--- START Data entries ---

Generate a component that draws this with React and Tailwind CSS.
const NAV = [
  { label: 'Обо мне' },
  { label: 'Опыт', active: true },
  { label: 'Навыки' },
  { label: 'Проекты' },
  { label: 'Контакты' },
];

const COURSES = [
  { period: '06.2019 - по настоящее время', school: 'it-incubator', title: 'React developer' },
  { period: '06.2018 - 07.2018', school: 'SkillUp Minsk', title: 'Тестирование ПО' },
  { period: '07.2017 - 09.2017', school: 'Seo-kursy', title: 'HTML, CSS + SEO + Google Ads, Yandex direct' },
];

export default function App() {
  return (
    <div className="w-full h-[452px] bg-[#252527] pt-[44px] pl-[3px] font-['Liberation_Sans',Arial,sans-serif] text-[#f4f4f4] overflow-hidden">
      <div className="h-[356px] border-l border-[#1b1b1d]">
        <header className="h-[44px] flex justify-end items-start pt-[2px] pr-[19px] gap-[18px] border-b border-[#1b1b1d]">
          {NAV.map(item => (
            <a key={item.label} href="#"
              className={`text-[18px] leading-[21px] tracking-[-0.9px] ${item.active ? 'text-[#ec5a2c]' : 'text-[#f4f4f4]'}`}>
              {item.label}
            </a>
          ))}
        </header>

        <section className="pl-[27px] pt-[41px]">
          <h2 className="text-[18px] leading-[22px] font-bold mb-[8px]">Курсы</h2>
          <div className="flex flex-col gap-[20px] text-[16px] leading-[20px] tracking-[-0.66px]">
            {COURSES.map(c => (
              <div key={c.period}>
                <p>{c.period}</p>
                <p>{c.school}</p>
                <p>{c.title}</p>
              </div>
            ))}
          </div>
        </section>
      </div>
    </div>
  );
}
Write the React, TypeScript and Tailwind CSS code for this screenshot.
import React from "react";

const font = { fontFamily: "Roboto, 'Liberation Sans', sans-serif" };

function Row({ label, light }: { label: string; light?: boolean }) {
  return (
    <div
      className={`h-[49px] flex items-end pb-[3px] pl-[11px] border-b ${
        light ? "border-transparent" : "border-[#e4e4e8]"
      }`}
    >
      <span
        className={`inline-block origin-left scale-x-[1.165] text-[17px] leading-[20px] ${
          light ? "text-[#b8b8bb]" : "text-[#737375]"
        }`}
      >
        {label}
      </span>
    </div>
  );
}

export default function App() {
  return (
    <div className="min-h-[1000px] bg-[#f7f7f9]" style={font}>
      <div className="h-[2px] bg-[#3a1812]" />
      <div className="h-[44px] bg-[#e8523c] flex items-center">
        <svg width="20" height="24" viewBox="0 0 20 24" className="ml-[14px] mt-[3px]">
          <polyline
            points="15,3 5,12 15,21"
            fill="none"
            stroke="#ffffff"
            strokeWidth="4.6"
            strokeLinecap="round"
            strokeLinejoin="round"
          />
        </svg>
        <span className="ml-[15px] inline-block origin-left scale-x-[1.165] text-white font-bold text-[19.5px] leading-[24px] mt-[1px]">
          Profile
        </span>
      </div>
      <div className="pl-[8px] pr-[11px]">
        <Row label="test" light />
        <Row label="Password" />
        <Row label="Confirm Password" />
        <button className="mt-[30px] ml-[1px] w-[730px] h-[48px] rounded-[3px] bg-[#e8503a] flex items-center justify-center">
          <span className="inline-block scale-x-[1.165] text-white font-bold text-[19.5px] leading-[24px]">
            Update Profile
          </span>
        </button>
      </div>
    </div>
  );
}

--- END Data entries ---

> [Set problem]
Each line of the listing should be echoed back exactly.

> [Exercise result]
Generate a component that draws this with React and Tailwind CSS.
const NAV = [
  { label: 'Обо мне' },
  { label: 'Опыт', active: true },
  { label: 'Навыки' },
  { label: 'Проекты' },
  { label: 'Контакты' },
];

const COURSES = [
  { period: '06.2019 - по настоящее время', school: 'it-incubator', title: 'React developer' },
  { period: '06.2018 - 07.2018', school: 'SkillUp Minsk', title: 'Тестирование ПО' },
  { period: '07.2017 - 09.2017', school: 'Seo-kursy', title: 'HTML, CSS + SEO + Google Ads, Yandex direct' },
];

export default function App() {
  return (
    <div className="w-full h-[452px] bg-[#252527] pt-[44px] pl-[3px] font-['Liberation_Sans',Arial,sans-serif] text-[#f4f4f4] overflow-hidden">
      <div className="h-[356px] border-l border-[#1b1b1d]">
        <header className="h-[44px] flex justify-end items-start pt-[2px] pr-[19px] gap-[18px] border-b border-[#1b1b1d]">
          {NAV.map(item => (
            <a key={item.label} href="#"
              className={`text-[18px] leading-[21px] tracking-[-0.9px] ${item.active ? 'text-[#ec5a2c]' : 'text-[#f4f4f4]'}`}>
              {item.label}
            </a>
          ))}
        </header>

        <section className="pl-[27px] pt-[41px]">
          <h2 className="text-[18px] leading-[22px] font-bold mb-[8px]">Курсы</h2>
          <div className="flex flex-col gap-[20px] text-[16px] leading-[20px] tracking-[-0.66px]">
            {COURSES.map(c => (
              <div key={c.period}>
                <p>{c.period}</p>
                <p>{c.school}</p>
                <p>{c.title}</p>
              </div>
            ))}
          </div>
        </section>
      </div>
    </div>
  );
}
Write the React, TypeScript and Tailwind CSS code for this screenshot.
import React from "react";

const font = { fontFamily: "Roboto, 'Liberation Sans', sans-serif" };

function Row({ label, light }: { label: string; light?: boolean }) {
  return (
    <div
      className={`h-[49px] flex items-end pb-[3px] pl-[11px] border-b ${
        light ? "border-transparent" : "border-[#e4e4e8]"
      }`}
    >
      <span
        className={`inline-block origin-left scale-x-[1.165] text-[17px] leading-[20px] ${
          light ? "text-[#b8b8bb]" : "text-[#737375]"
        }`}
      >
        {label}
      </span>
    </div>
  );
}

export default function App() {
  return (
    <div className="min-h-[1000px] bg-[#f7f7f9]" style={font}>
      <div className="h-[2px] bg-[#3a1812]" />
      <div className="h-[44px] bg-[#e8523c] flex items-center">
        <svg width="20" height="24" viewBox="0 0 20 24" className="ml-[14px] mt-[3px]">
          <polyline
            points="15,3 5,12 15,21"
            fill="none"
            stroke="#ffffff"
            strokeWidth="4.6"
            strokeLinecap="round"
            strokeLinejoin="round"
          />
        </svg>
        <span className="ml-[15px] inline-block origin-left scale-x-[1.165] text-white font-bold text-[19.5px] leading-[24px] mt-[1px]">
          Profile
        </span>
      </div>
      <div className="pl-[8px] pr-[11px]">
        <Row label="test" light />
        <Row label="Password" />
        <Row label="Confirm Password" />
        <button className="mt-[30px] ml-[1px] w-[730px] h-[48px] rounded-[3px] bg-[#e8503a] flex items-center justify-center">
          <span className="inline-block scale-x-[1.165] text-white font-bold text-[19.5px] leading-[24px]">
            Update Profile
          </span>
        </button>
      </div>
    </div>
  );
}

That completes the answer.